The Money Question: Low Minimum Bets Keep the Door Open
A practical reason slots remain dominant is affordability. Many games allow low stakes, which makes them approachable. A player can try multiple titles without committing much.
That low entry cost makes it easier to explore, and exploration leads to favorites. Table games often feel like a bigger decision, even when minimums are similar.
But low stakes can still become high spend
Low stakes plus high spin speed can turn into serious volume. It’s not moralizing to say it, it’s just the math of repetition.
Why Slots Keep Players Longer Than Planned
Slots are good at removing stopping points. There is no “end of match.” No natural closure. After a spin, the next spin is right there, ready.

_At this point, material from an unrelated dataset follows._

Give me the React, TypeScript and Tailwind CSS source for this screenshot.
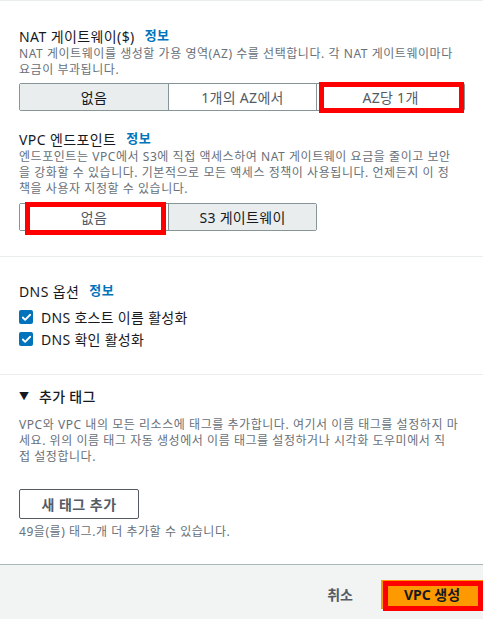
import { Check } from 'lucide-react';

const font = 'font-["Noto_Sans","Noto_Sans_CJK_KR",sans-serif]';

function Info() {
  return <span className="ml-[10px] text-[13px] font-bold text-[#0073bb]">정보</span>;
}

function Label({ children }: { children: React.ReactNode }) {
  return (
    <div className="flex h-[20px] items-center text-[14px] tracking-[0.4px] text-[#16191f]">
      <span>{children}</span>
      <Info />
    </div>
  );
}

function Desc({ lines }: { lines: string[] }) {
  return (
    <div className="text-[12px] leading-[16px] tracking-[0.55px] text-[#687078]">
      {lines.map((l) => (
        <div key={l} className="whitespace-nowrap">
          {l}
        </div>
      ))}
    </div>
  );
}

function Segmented({ options, selected }: { options: string[]; selected: number }) {
  return (
    <div className="flex h-[28px] w-fit overflow-hidden rounded-[2px] border border-[#879596]">
      {options.map((opt, i) => (
        <div
          key={opt}
          className={
            'flex w-[148px] items-center justify-center text-[14px] tracking-[0.3px] ' +
            (i > 0 ? 'border-l border-[#879596] ' : '') +
            (i === selected ? 'bg-[#eaeded] text-[#16191f]' : 'bg-white text-[#545b64]')
          }
        >
          {opt}
        </div>
      ))}
    </div>
  );
}

function CheckRow({ label }: { label: string }) {
  return (
    <div className="flex h-[22px] items-center gap-[8px]">
      <span className="flex h-[14px] w-[14px] items-center justify-center rounded-[2px] bg-[#0073bb]">
        <Check className="h-[11px] w-[11px] text-white" strokeWidth={4} />
      </span>
      <span className="text-[14px] tracking-[0.3px] text-[#16191f]">{label}</span>
    </div>
  );
}

export default function App() {
  return (
    <div className={`relative min-h-screen w-full bg-white ${font}`}>
      <div className="h-px bg-[#eaeded]" />

      {/* NAT / endpoints */}
      <div className="px-[19px] pt-[25px] pb-[25px]">
        <Label>NAT 게이트웨이($)</Label>
        <Desc
          lines={[
            'NAT 게이트웨이를 생성할 가용 영역(AZ) 수를 선택합니다. 각 NAT 게이트웨이마다',
            '요금이 부과됩니다.',
          ]}
        />
        <div className="mt-[5px]">
          <Segmented options={['없음', '1개의 AZ에서', 'AZ당 1개']} selected={0} />
        </div>

        <div className="mt-[18px]">
          <Label>VPC 엔드포인트</Label>
          <Desc
            lines={[
              '엔드포인트는 VPC에서 S3에 직접 액세스하여 NAT 게이트웨이 요금을 줄이고 보안',
              '을 강화할 수 있습니다. 기본적으로 모든 액세스 정책이 사용됩니다. 언제든지 이 정',
              '책을 사용자 지정할 수 있습니다.',
            ]}
          />
          <div className="mt-[6px]">
            <Segmented options={['없음', 'S3 게이트웨이']} selected={1} />
          </div>
        </div>
      </div>

      <div className="h-px bg-[#eaeded]" />

      {/* DNS */}
      <div className="px-[19px] pt-[24px] pb-[24px]">
        <Label>DNS 옵션</Label>
        <div className="mt-[5px]">
          <CheckRow label="DNS 호스트 이름 활성화" />
          <CheckRow label="DNS 확인 활성화" />
        </div>
      </div>

      <div className="h-px bg-[#eaeded]" />

      {/* Tags */}
      <div className="px-[19px] pt-[11px] pb-[24px]">
        <div className="flex h-[20px] items-center gap-[10px] text-[14px] text-[#16191f]">
          <span className="text-[10px]">▼</span>
          <span className="font-medium tracking-[0.3px]">추가 태그</span>
        </div>
        <div className="mt-[11px]">
          <Desc
            lines={[
              'VPC와 VPC 내의 모든 리소스에 태그를 추가합니다. 여기서 이름 태그를 설정하지 마',
              '세요. 위의 이름 태그 자동 생성에서 이름 태그를 설정하거나 시각화 도우미에서 직',
              '접 설정합니다.',
            ]}
          />
        </div>
        <button className="mt-[24px] flex h-[30px] w-[120px] items-center justify-center rounded-[2px] border border-[#545b64] text-[14px] font-bold tracking-[0.5px] text-[#545b64]">
          새 태그 추가
        </button>
        <div className="mt-[5px]">
          <Desc lines={['49을(를) 태그.개 더 추가할 수 있습니다.']} />
        </div>
      </div>

      {/* Footer */}
      <div className="flex h-[56px] items-start justify-end border-t border-[#aab7b8] bg-[#f2f3f3] pt-[15px]">
        <div className="flex h-[29px] items-center">
          <span className="mr-[28px] text-[14px] font-bold text-[#545b64]">취소</span>
          <button className="flex h-[29px] w-[102px] items-center justify-center bg-[#ff9900] text-[14px] font-bold text-[#16191f]">
            VPC 생성
          </button>
        </div>
      </div>

      {/* annotation boxes */}
      <div className="pointer-events-none absolute left-[319px] top-[82px] h-[31px] w-[145px] border-[5px] border-[#ff0000]" />
      <div className="pointer-events-none absolute left-[25px] top-[202px] h-[33px] w-[141px] border-[5px] border-[#ff0000]" />
      <div className="pointer-events-none absolute left-[383px] top-[581px] h-[30px] w-[100px] border-[5px] border-[#ff0000]" />
    </div>
  );
}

Some features make this even stickier:
- near-miss effects
- frequent mini-wins
- bonus anticipation
This is why responsible play tools matter, and why players who set boundaries tend to enjoy slots more in the long run.
A Useful Way to Choose Slots (Instead of Clicking Randomly)
Popularity is not the same as fit. A slot can be famous and still wrong for a player’s mood or budget. Here are practical filters that actually help.
Choose based on volatility and session goal
- For longer, steadier sessions: lower volatility, smaller swings, fewer brutal dry spells.
- For “swing for the fences” sessions: higher volatility, but with strict limits.
Check the basics before committing time
- Bet range that matches the budget
- Bonus features that are understandable
- Paytable and rules
- Game performance on the device
A simple checklist like that cuts down on frustration and reduces the urge to hop game-to-game chasing a miracle.
Two Habit Rules That Keep Slots Fun
Slots are entertainment first. They stop being entertainment when the session turns into a recovery mission. Two rules help avoid that spiral:
- Decide the session limit before spinning.
- Avoid increasing stakes to “fix” a bad run.
Not exciting advice, but it saves players from the most common mistake: letting emotion set the bet size.
The Bottom Line: Slots Stay Popular Because They Adapt Better Than Everything Else
Slots survive because they’re flexible. They fit mobile life, they fit short attention, they fit private play, and they can be endlessly repackaged without changing the core mechanic. They also create instant emotion with almost no effort from the player, which is a strong formula in any entertainment market.
New formats will keep arriving. Some will stick. But as long as people want quick, understandable, low-pressure gambling entertainment, slots aren’t going anywhere. They’ll just keep changing costumes and pretending it’s a new show.